Rader, who had a Masters degree in chemistry from Cornell University, was one of 800 women chosen to serve in the Corps.

She told NYT Live before she died in January at the age of 100, that the intelligence agency was looking for people who spoke different languages. She spoke Polish fluently and some French.

US Army Capt. Rader was sent to Warsaw’s underground but posed as an Embassy employee and a military spouse. She reported on Soviet troop movements and carried sensitive documents to and from her bosses. In civilian clothes, she traveled around Poland to collect information.

On a trip to Berlin, she carried sensitive documents to OSS headquarters and was asked to bring documents back to Warsaw from Berlin.

She had them with her when Russian security services were waiting to arrest her upon arriving in Poland.
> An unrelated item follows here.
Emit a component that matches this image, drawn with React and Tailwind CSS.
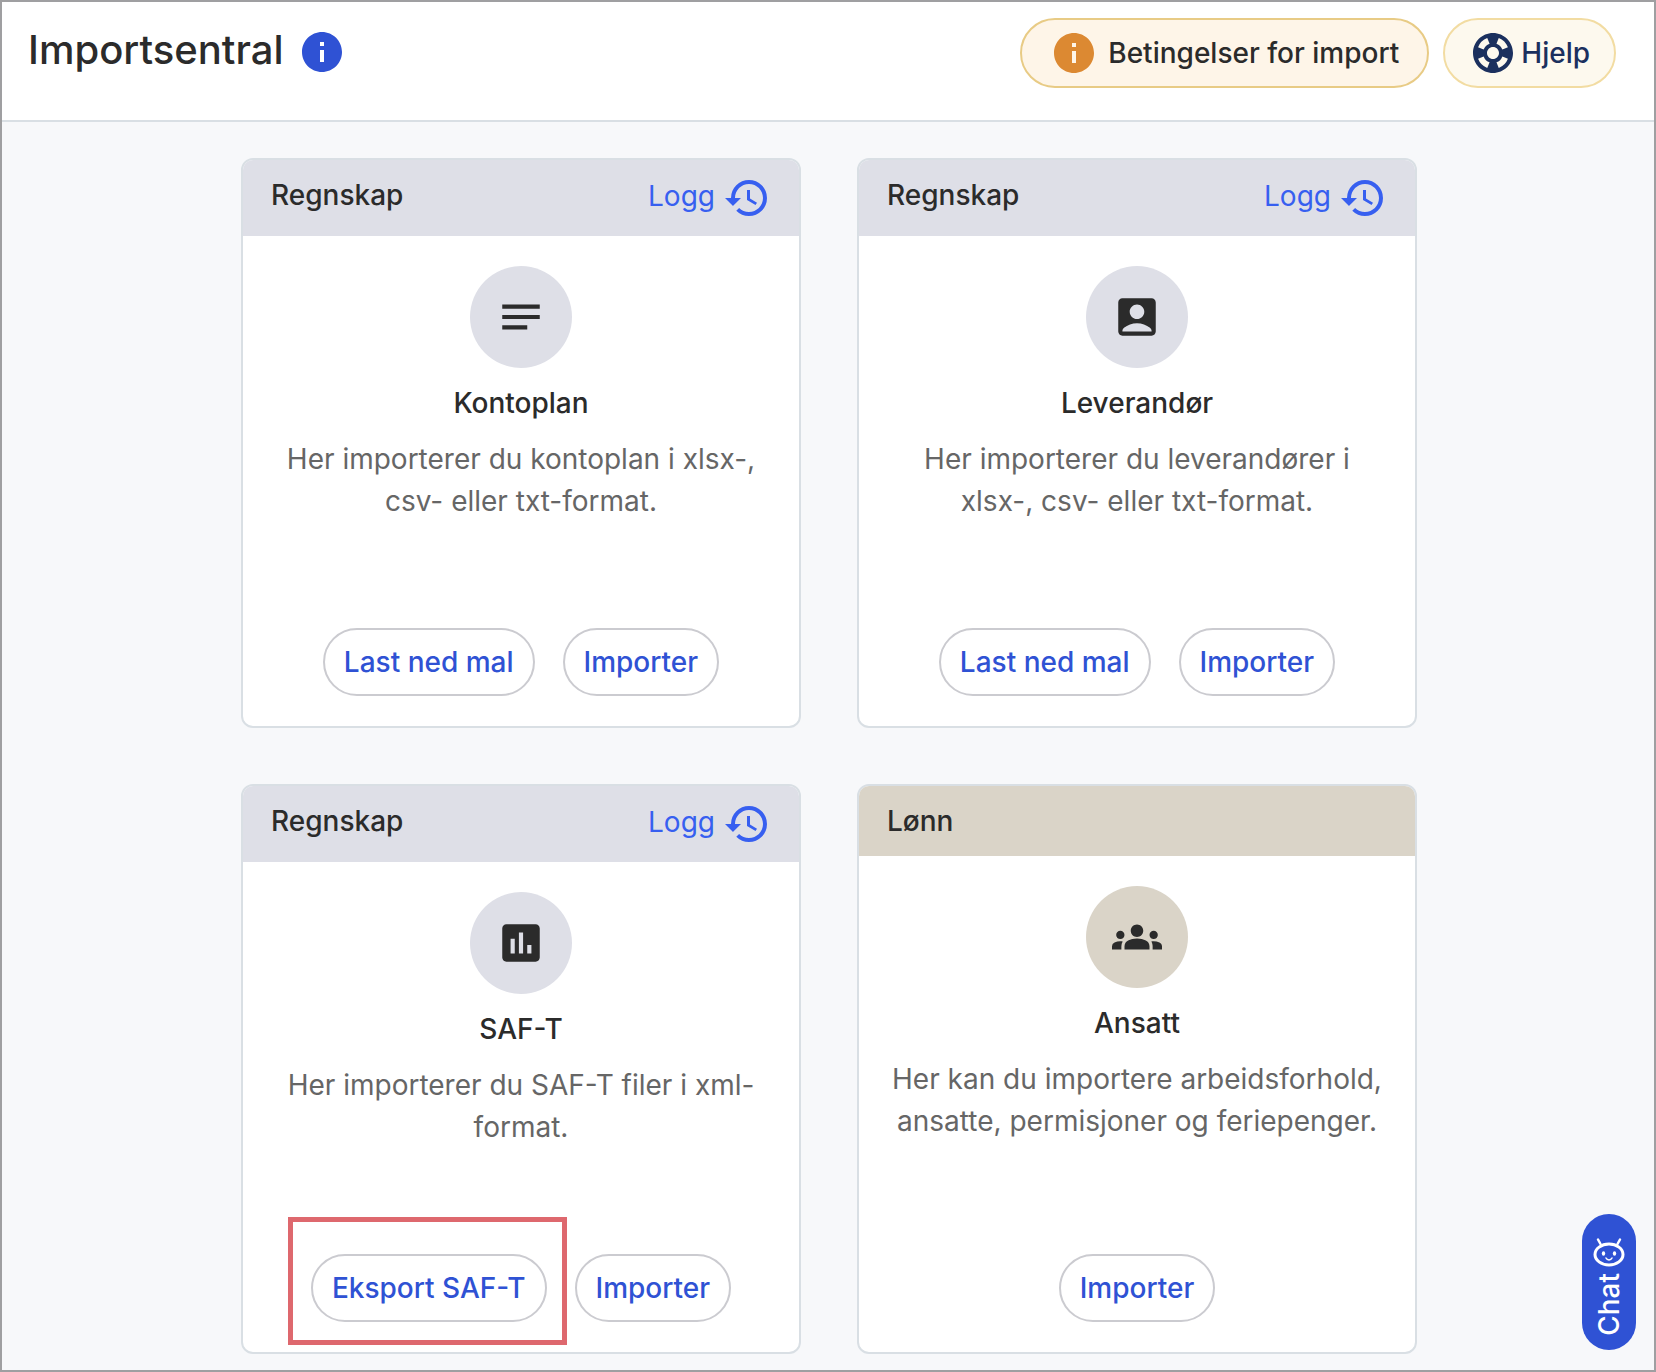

She managed to slip the documents over to someone next to her and got rid of them just in time.

Even after that incident, she insisted on staying in Poland to complete her mission.

Radar was honored posthumously during funeral services with full military honors at Arlington National Cemetery. The award she received, The Virginia Hall award, was created to recognize the women who played an exceptional role in the intelligence community.

American spy Virginia Hall was in London in 1941, when the British counterpart to the Office of Strategic Services (OSS) sent her to Paris to help the French resistance. Hall, who posed as a correspondent with the NY Post, played a key role in helping to sabotage German military movements. She caused a lot of trouble for the Nazis.

Hall joined the OSS in 1944 to return to France–where she organized sabotage operations, supported resistance groups as a radio operator and courier, mapped drop zones, and trained three battalions of resistance forces to wage guerrilla warfare.

Women made up one-third of the OSS –which was a precursor to the CIA.